July volunteers: Juan Flores and family, Karen Sorum and Hallie Loveridge, Jessica and Mark Hiller, Cristian Garcia, Esteban Millard, Jennifer Tsai, Veronica Bishop, Angie Dean, Roman Schlichting, Ryven Schlichting, Louie and Louise Christensen, Montserrat Iniesta, Quetzalli Balderas, Stacey Hunter, and Amy and Georgia Emerson.
While covering the beach at night, I’ve occasionally noticed large groups of adults and kids bagging up hundreds of Ghost Crabs. Sadly, there should be thousands of crabs on the beach, but there are very few left these nights. It makes me wonder about the logic of one individual that posts Facebook images of a crab run over, while thousands are being boiled alive and eaten????
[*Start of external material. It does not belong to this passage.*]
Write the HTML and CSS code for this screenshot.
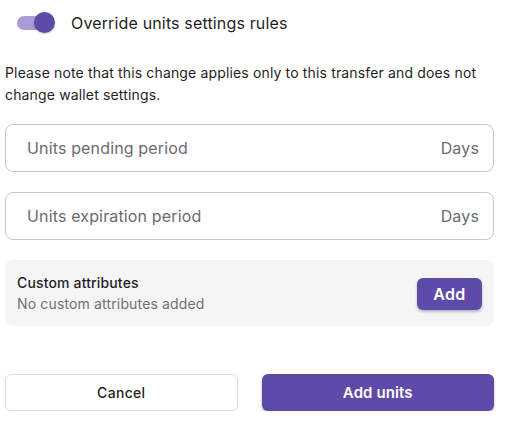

I’ve also noticed over the past several years that when tropical weather systems work their way up the coast, they tend to keep moisture that was intended to flow inland out at sea. If this anomaly continues for several years, it could cause a possible threat to the towns water supply. This year, over two dozen tropical systems have traveled the same route from Central America and below San Pancho; see the image below.
The buggy had a bit of bad luck. Somewhere on the beach or maybe in town, the buggy’s crankcase struck something hard like a rock or cement and cracked the crankcase. The oil quickly drained out and withing minutes the engine froze up. The motor was replaced, along with the entire clutch and front brakes were also repaired. It cost us dearly; we need your help with donations.
The buggy is not the only thing around here having bad luck. Our internet fiber optic cable was hit by a coconut and snapped the cable, causing the telephone and internet to crash for over a week.
Weather-wise: Temperatures during the day were in the high 80’s° to low 90°s, while nighttime temps were in the high 70s°, cloudy warm days but unusually cold nights. 11.26 inches of rain in August, and for the year, rainfall came to 18.68 inches. By the end of last August, the rainfall total was 45.50 inches. Despite the lack of rain, the jungle is doing well. With the addition of several new residences and two or three years of low rainfall, water could become a serious problem.
Town and country-wise: Regular gasoline is around 4.61 dollars per gallon. The exchange rate is around 20 pesos per dollar. Except for two very brief flashfloods the river remains bone dry today. It is highly unusual that the river is dry up to September 5th. The lagoon was forced opened to the sea on the night of August 16th, but quickly closed, oddly no Water Hyacinth were washed up on our shore for once.
Frank Smith, Director
Grupo Ecológico de la Costa Verde, A.C.